> **Written request**:
Leave out all pictures. Return exactly the lines from the top of the material through the line containing "const money = (value: number)".
-- START Given data --
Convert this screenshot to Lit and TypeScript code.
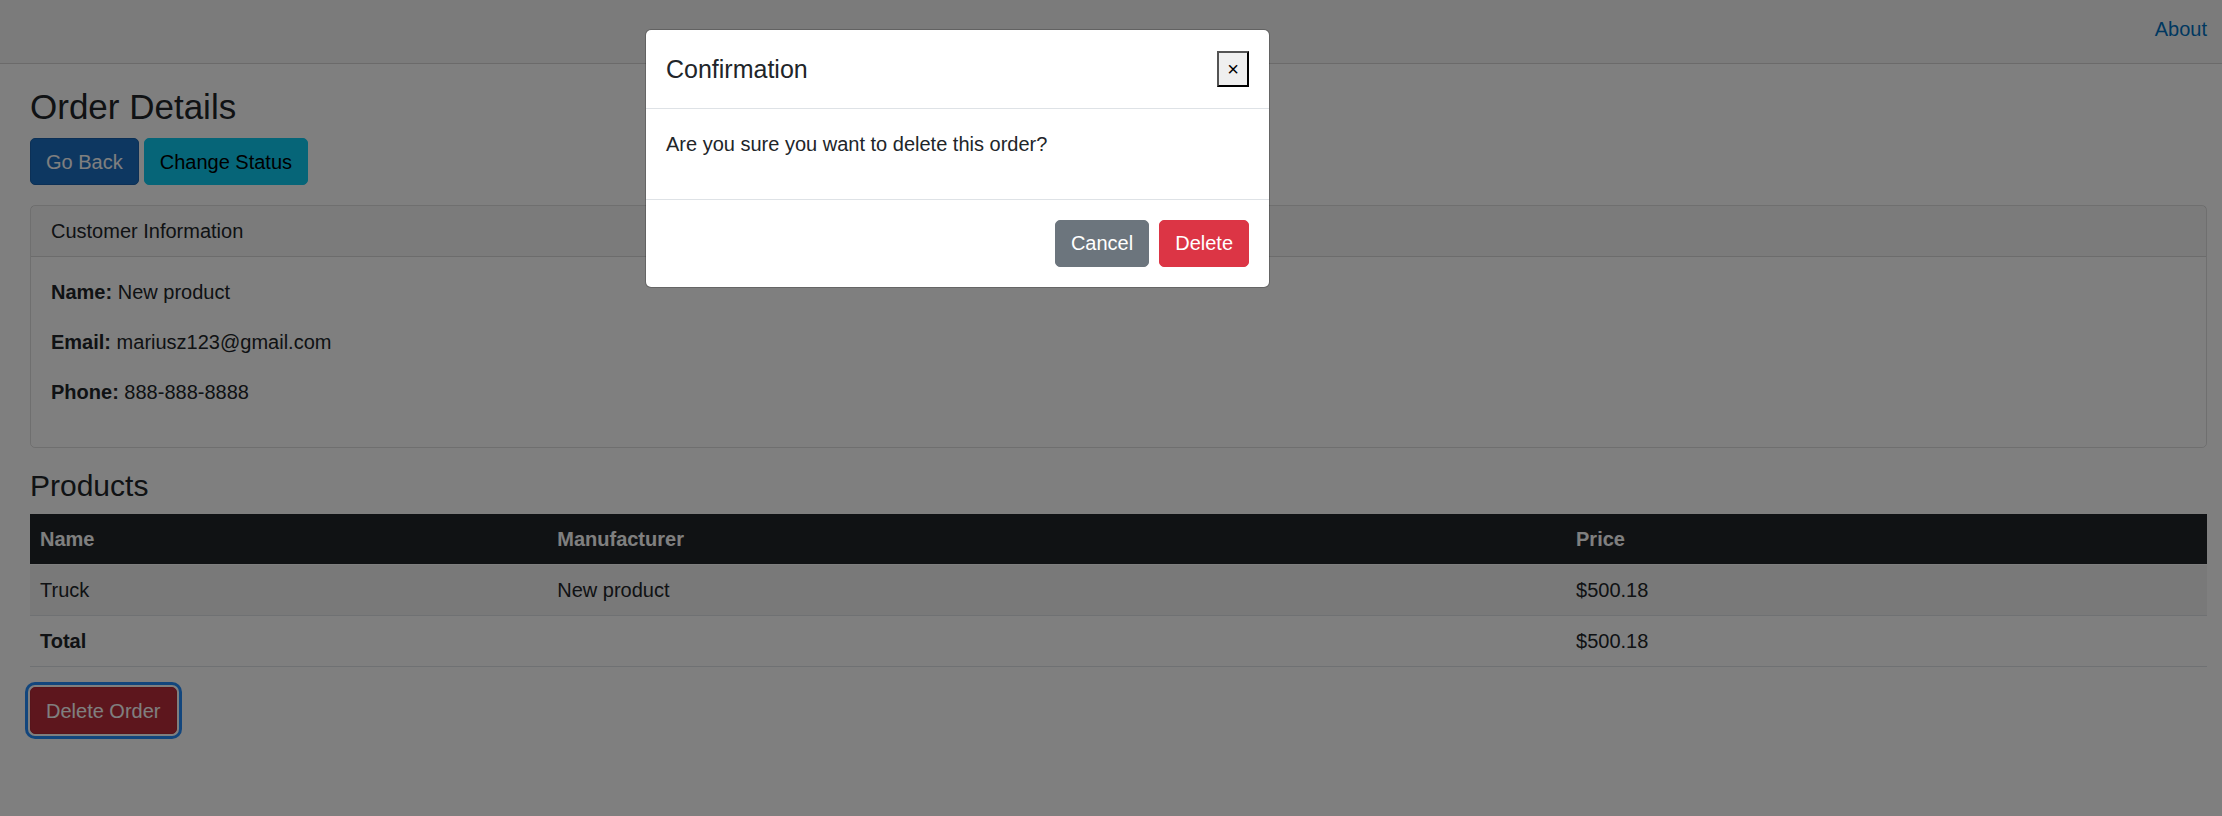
import { LitElement, html, css } from "lit";
import { customElement, state } from "lit/decorators.js";

interface Product {
  name: string;
  manufacturer: string;
  price: number;
}

const money = (value: number) => `$${value.toFixed(2)}`;

@customElement("app-root")
export class AppRoot extends LitElement {
  @state() private confirming = true;

  private customer = [
    { label: "Name", value: "New product" },
    { label: "Email", value: "mariusz123@gmail.com" },
    { label: "Phone", value: "888-888-8888" },
  ];

  private products: Product[] = [
    { name: "Truck", manufacturer: "New product", price: 500.18 },
  ];

  static styles = css`
    :host {
      display: block;
      position: relative;
      min-height: 100vh;
      background: #fff;
      color: #212529;
      font: 400 20px/30px "Liberation Sans", Arial, sans-serif;
    }
    * {
      box-sizing: border-box;
    }
    h1, h2, h3, p {
      margin: 0;
      font-weight: 400;
    }
    .top-row {
      display: flex;
      justify-content: flex-end;
      padding: 14px 15px 19px;
      background: #f7f7f7;
      border-bottom: 1px solid #d6d5d5;
    }
    .top-row a {
      color: #0071c1;
      text-decoration: none;
    }
    .content {
      padding: 22px 15px 30px 30px;
    }
    .title {
      margin-bottom: 10px;
      font-size: 35px;
      line-height: 42px;
    }
    .subtitle {
      margin-bottom: 10px;
      font-size: 30px;
      line-height: 36px;
    }
    .actions {
      display: flex;
      gap: 5px;
      margin-bottom: 20px;
    }
    .btn {
      padding: 8px 15px 7px;
      border: 1px solid transparent;
      border-radius: 5px;
      font: inherit;
      color: #fff;
      cursor: pointer;
    }
    .primary {
      background: #1b6ec2;
      border-color: #1861ac;
    }
    .info {
      background: #0dcaf0;
      border-color: #0dcaf0;
      color: #000;
    }
    .secondary {
      background: #6c757d;
      border-color: #6c757d;
    }
    .danger {
      background: #dc3545;
      border-color: #dc3545;
    }
    .focused {
      background: #bb2d3b;
      border-color: #b02a37;
      box-shadow: 0 0 0 2px #fff, 0 0 0 5px #258cfb;
      outline: none;
    }
    .card {
      margin-bottom: 20px;
      border: 1px solid rgba(0, 0, 0, 0.125);
      border-radius: 5px;
    }
    .card-header {
      padding: 10px 20px;
      background: rgba(0, 0, 0, 0.03);
      border-bottom: 1px solid rgba(0, 0, 0, 0.125);
    }
    .card-body {
      padding: 20px;
    }
    .card-body p,
    .modal-body p {
      margin-bottom: 20px;
    }
    .products {
      width: 100%;
      margin-bottom: 20px;
      border-collapse: collapse;
      text-align: left;
    }
    .products th,
    .products td {
      padding: 10px;
      border-bottom: 1px solid #dee2e6;
    }
    .products thead th {
      background: #212529;
      background-clip: padding-box;
      border-bottom-color: #fff;
      color: #fff;
    }
    .products .striped {
      background: #f2f2f2;
    }
    .backdrop {
      position: absolute;
      inset: 0;
      display: flex;
      justify-content: center;
      align-items: flex-start;
      padding: 29px 307px 29px 0;
      background: rgba(0, 0, 0, 0.5);
    }
    .modal {
      width: 100%;
      max-width: 625px;
      background: #fff;
      background-clip: padding-box;
      border: 1px solid rgba(0, 0, 0, 0.2);
      border-radius: 6px;
    }
    .modal-header {
      display: flex;
      justify-content: space-between;
      align-items: center;
      padding: 20px;
      border-bottom: 1px solid #dee2e6;
    }
    .modal-title {
      font-size: 25px;
      line-height: 38px;
    }
    .close {
      padding: 1px 8px;
      border: 2px outset #000;
      background: #efefef;
      color: #000;
      font: inherit;
    }
    .modal-body {
      padding: 20px;
    }
    .modal-footer {
      display: flex;
      justify-content: flex-end;
      gap: 10px;
      padding: 20px;
      border-top: 1px solid #dee2e6;
    }
    .modal-footer .btn {
      padding: 7px 15px 8px;
    }
    @media (max-width: 1200px) {
      .backdrop {
        padding: 29px 15px;
      }
    }
  `;

  private open() {
    this.confirming = true;
  }

  private close() {
    this.confirming = false;
  }

  private renderModal() {
    return html`
      <div class="backdrop">
        <div class="modal" role="dialog" aria-modal="true" aria-labelledby="modal-title">
          <div class="modal-header">
            <h3 class="modal-title" id="modal-title">Confirmation</h3>
            <button class="close" type="button" aria-label="Close" @click=${this.close}>×</button>
          </div>
          <div class="modal-body">
            <p>Are you sure you want to delete this order?</p>
          </div>
          <div class="modal-footer">
            <button class="btn secondary" type="button" @click=${this.close}>Cancel</button>
            <button class="btn danger" type="button" @click=${this.close}>Delete</button>
          </div>
        </div>
      </div>
    `;
  }

  render() {
    const total = this.products.reduce((sum, p) => sum + p.price, 0);
    return html`
      <header class="top-row"><a href="#about">About</a></header>
      <main class="content">
        <h1 class="title">Order Details</h1>
        <div class="actions">
          <button class="btn primary" type="button">Go Back</button>
          <button class="btn info" type="button">Change Status</button>
        </div>
        <section class="card">
          <div class="card-header">Customer Information</div>
          <div class="card-body">
            ${this.customer.map((c) => html`<p><strong>${c.label}:</strong> ${c.value}</p>`)}
          </div>
        </section>
        <h2 class="subtitle">Products</h2>
        <table class="products">
          <thead>
            <tr>
              <th scope="col">Name</th>
              <th scope="col">Manufacturer</th>
              <th scope="col">Price</th>
            </tr>
          </thead>
          <tbody>
            ${this.products.map(
              (p) => html`<tr class="striped">
                <td>${p.name}</td>
                <td>${p.manufacturer}</td>
                <td>${money(p.price)}</td>
              </tr>`
            )}
            <tr>
              <th scope="row">Total</th>
              <td></td>
              <td>${money(total)}</td>
            </tr>
          </tbody>
        </table>
        <button class="btn danger focused" type="button" @click=${this.open}>Delete Order</button>
      </main>
      ${this.confirming ? this.renderModal() : null}
    `;
  }
}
-- END Given data --
> **Reply to the task**:
Convert this screenshot to Lit and TypeScript code.
import { LitElement, html, css } from "lit";
import { customElement, state } from "lit/decorators.js";

interface Product {
  name: string;
  manufacturer: string;
  price: number;
}

const money = (value: number) => `$${value.toFixed(2)}`;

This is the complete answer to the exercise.